The tool also supports both Descriptive Flexfields (DFFs) and Extensible Flexfields (EFFs), allowing organisations to include custom attributes alongside standard Fusion data. Extract definitions can be saved for reuse, executed on demand, scheduled for regular execution, or exported between environments.

The Data Extraction Tool supports two execution models:

Synchronous processing is intended for smaller data requests that can be completed immediately. Results are returned within the same transaction, making this suitable for focused data retrieval scenarios. Oracle currently applies a 60-second execution limit.

Asynchronous processing is designed for larger extraction workloads. Users submit a job and receive a job reference that can be used to monitor progress. Once complete, output files are delivered to Oracle Cloud Object Storage or UCM.

Each extract includes metadata detailing the extraction period, row counts and any processing errors, helping administrators validate results and troubleshoot issues.

One of the more interesting additions is Oracle’s Data Extraction Query Transformer Agent. Many organisations have invested heavily in BI Publisher reports and custom SQL queries over the years. The Query Transformer Agent helps modernise these assets by converting SQL into Business Object Query Language (BQL), the format used by the Data Extraction Tool. The agent also validates converted queries against the target schema, helping users identify issues before execution. Oracle has also indicated that future releases will introduce SQL performance assessment capabilities to help organisations identify optimisation opportunities before migration.

RODS coverage continues to grow with each quarterly release. In release 26B, Oracle supports more than 1,100 business objects and has mapped over 600 BICC public view objects. Release 26C is expected to increase coverage to more than 1,650 business objects and nearly 900 mapped BICC view objects, extending support across ERP, HCM, SCM and CX.

Organisations should be aware that business object attribute names may not always match existing ADF View Object or BICC naming conventions.

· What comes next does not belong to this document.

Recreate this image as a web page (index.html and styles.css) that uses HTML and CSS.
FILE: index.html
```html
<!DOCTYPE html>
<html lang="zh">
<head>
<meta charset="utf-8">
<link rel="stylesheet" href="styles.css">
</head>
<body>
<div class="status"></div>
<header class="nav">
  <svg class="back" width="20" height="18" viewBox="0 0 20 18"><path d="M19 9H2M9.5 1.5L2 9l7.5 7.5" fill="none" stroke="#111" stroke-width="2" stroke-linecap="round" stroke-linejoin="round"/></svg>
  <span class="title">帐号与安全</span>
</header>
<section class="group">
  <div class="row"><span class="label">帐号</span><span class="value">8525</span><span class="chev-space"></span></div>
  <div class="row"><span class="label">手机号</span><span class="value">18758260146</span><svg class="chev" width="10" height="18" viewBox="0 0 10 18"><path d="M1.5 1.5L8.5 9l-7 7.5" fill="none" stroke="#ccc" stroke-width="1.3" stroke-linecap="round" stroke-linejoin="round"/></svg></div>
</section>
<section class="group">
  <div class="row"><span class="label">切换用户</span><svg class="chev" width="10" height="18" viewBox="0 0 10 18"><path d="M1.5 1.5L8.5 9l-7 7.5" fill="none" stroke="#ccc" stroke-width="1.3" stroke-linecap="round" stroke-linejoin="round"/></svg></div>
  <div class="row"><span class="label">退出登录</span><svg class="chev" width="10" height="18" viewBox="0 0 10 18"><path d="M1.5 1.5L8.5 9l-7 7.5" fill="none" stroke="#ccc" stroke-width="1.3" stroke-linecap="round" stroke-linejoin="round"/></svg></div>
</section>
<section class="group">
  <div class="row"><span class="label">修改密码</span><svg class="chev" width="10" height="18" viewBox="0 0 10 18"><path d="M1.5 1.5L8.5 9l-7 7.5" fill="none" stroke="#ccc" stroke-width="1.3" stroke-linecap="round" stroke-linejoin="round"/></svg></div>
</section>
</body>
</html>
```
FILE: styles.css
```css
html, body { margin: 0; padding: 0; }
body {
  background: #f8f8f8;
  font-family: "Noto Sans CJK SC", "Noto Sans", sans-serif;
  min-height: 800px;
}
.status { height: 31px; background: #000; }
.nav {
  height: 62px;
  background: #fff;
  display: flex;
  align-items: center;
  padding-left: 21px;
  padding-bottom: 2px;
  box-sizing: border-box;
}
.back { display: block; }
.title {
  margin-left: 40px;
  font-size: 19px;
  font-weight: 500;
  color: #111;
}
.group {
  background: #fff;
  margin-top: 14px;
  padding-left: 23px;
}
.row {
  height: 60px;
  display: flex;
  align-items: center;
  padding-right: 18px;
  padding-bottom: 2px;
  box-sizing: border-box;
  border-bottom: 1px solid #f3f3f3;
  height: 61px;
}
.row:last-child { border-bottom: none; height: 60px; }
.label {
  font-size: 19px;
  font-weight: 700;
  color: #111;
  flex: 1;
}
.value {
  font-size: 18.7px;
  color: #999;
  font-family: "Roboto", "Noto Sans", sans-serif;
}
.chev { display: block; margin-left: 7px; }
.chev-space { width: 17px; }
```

However, output column names can be customised, providing flexibility for downstream integrations and reporting solutions.

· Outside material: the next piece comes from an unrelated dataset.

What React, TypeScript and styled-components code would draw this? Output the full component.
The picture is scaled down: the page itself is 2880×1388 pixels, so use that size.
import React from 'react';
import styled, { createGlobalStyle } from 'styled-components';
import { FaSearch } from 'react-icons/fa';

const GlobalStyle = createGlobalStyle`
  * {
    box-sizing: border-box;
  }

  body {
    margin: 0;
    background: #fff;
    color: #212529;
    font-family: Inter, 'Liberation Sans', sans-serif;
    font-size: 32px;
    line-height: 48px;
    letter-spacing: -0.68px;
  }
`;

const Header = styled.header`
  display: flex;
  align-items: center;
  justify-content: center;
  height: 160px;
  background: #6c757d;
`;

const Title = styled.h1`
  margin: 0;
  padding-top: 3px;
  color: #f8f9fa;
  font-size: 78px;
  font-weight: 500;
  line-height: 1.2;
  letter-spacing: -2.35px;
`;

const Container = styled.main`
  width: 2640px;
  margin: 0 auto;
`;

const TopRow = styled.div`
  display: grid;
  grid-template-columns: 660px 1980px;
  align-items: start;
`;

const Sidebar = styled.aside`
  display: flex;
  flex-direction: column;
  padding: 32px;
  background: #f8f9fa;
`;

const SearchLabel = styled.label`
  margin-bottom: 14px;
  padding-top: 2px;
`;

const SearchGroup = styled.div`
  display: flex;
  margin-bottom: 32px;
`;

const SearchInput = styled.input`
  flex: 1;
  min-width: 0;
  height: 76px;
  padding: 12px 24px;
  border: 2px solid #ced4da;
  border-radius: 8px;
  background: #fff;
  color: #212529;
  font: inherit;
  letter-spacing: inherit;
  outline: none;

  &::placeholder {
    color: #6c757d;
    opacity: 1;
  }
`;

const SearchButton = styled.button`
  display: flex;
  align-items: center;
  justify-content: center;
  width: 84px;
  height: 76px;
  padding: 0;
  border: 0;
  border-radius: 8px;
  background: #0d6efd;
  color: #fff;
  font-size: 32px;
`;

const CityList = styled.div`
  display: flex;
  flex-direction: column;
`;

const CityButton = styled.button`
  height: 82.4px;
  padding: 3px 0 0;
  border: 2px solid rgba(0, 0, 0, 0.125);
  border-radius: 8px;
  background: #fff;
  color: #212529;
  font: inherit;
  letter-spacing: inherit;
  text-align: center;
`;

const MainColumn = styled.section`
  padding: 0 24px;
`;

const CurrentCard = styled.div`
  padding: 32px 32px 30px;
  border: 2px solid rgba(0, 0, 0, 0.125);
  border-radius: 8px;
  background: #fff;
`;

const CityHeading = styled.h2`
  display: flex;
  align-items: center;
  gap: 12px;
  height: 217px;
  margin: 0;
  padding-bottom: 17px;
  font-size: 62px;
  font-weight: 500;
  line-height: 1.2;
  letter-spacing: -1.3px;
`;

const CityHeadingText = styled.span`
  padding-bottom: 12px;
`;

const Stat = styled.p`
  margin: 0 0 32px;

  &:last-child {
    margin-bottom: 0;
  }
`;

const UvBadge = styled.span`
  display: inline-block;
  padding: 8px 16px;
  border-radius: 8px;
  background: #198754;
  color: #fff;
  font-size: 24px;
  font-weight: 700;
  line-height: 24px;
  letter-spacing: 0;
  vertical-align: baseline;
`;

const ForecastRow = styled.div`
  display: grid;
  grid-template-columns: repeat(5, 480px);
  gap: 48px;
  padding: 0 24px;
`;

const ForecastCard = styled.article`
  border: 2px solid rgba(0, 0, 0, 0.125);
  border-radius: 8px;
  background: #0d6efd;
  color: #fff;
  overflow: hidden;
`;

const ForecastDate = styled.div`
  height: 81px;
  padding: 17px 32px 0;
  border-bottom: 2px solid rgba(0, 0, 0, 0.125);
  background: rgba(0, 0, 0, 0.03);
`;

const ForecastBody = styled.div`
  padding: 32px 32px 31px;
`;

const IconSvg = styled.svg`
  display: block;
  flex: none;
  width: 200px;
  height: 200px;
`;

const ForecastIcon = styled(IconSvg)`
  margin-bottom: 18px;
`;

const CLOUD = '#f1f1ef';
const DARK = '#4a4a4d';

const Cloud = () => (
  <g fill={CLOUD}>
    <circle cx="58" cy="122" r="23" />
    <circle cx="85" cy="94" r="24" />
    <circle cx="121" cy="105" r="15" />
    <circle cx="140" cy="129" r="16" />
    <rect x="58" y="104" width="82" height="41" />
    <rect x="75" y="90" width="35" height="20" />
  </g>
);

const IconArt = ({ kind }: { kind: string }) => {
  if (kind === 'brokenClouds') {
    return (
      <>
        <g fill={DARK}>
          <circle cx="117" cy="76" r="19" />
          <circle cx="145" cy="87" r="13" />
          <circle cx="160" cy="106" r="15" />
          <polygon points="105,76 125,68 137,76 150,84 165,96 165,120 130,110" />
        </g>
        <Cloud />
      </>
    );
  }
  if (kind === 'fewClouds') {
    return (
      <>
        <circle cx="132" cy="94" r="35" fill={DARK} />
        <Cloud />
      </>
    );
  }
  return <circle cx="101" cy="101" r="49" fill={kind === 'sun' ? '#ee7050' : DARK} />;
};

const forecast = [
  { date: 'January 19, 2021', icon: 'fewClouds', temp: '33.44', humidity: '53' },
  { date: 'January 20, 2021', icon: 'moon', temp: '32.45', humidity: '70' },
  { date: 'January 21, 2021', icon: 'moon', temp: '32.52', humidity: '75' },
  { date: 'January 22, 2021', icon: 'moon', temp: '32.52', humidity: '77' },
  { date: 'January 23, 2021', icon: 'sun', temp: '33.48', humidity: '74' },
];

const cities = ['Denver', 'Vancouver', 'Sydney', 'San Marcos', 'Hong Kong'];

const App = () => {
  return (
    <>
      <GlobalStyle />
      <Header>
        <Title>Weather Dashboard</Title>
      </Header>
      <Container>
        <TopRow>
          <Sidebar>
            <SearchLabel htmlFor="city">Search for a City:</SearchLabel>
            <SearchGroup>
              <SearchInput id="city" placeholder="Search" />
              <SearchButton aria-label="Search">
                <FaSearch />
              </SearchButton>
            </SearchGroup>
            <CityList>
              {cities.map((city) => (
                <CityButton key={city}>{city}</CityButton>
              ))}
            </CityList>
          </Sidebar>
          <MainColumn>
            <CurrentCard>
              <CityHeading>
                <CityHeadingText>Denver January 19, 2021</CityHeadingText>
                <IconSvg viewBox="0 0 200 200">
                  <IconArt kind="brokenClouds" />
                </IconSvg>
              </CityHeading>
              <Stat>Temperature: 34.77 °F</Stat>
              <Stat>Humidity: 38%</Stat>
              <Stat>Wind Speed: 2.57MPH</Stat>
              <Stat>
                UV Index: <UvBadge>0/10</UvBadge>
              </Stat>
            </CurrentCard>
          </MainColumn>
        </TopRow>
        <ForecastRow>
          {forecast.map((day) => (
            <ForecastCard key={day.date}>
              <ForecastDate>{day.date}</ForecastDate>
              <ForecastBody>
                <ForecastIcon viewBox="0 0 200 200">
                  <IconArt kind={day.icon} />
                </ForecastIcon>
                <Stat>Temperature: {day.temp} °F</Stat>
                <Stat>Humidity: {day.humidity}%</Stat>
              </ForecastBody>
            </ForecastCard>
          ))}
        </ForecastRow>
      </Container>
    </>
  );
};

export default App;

Release 26D is set to introduce several important enhancements, including support for custom queries across both synchronous and asynchronous extractions, as well as callback capabilities that enable event-driven processing and notifications.

Oracle is also investing in additional self-service capabilities, including richer extract management, reusable query registration, pre-execution testing and AI-assisted query analysis. As these capabilities mature, the Data Extraction Tool is increasingly positioned as Oracle’s strategic approach to data extraction from Fusion Cloud Applications.

For organisations that currently rely on BI Publisher for integration-focused data extraction, or those finding limitations in existing BICC-based approaches, RODS is worth evaluating. By separating extraction workloads from transactional processing, Oracle has created a more scalable and modern foundation for reporting, analytics and integrations. While coverage is still expanding, the direction is clear: RODS and the Data Extraction Tool are becoming central to Oracle’s long-term strategy for accessing Fusion Cloud data.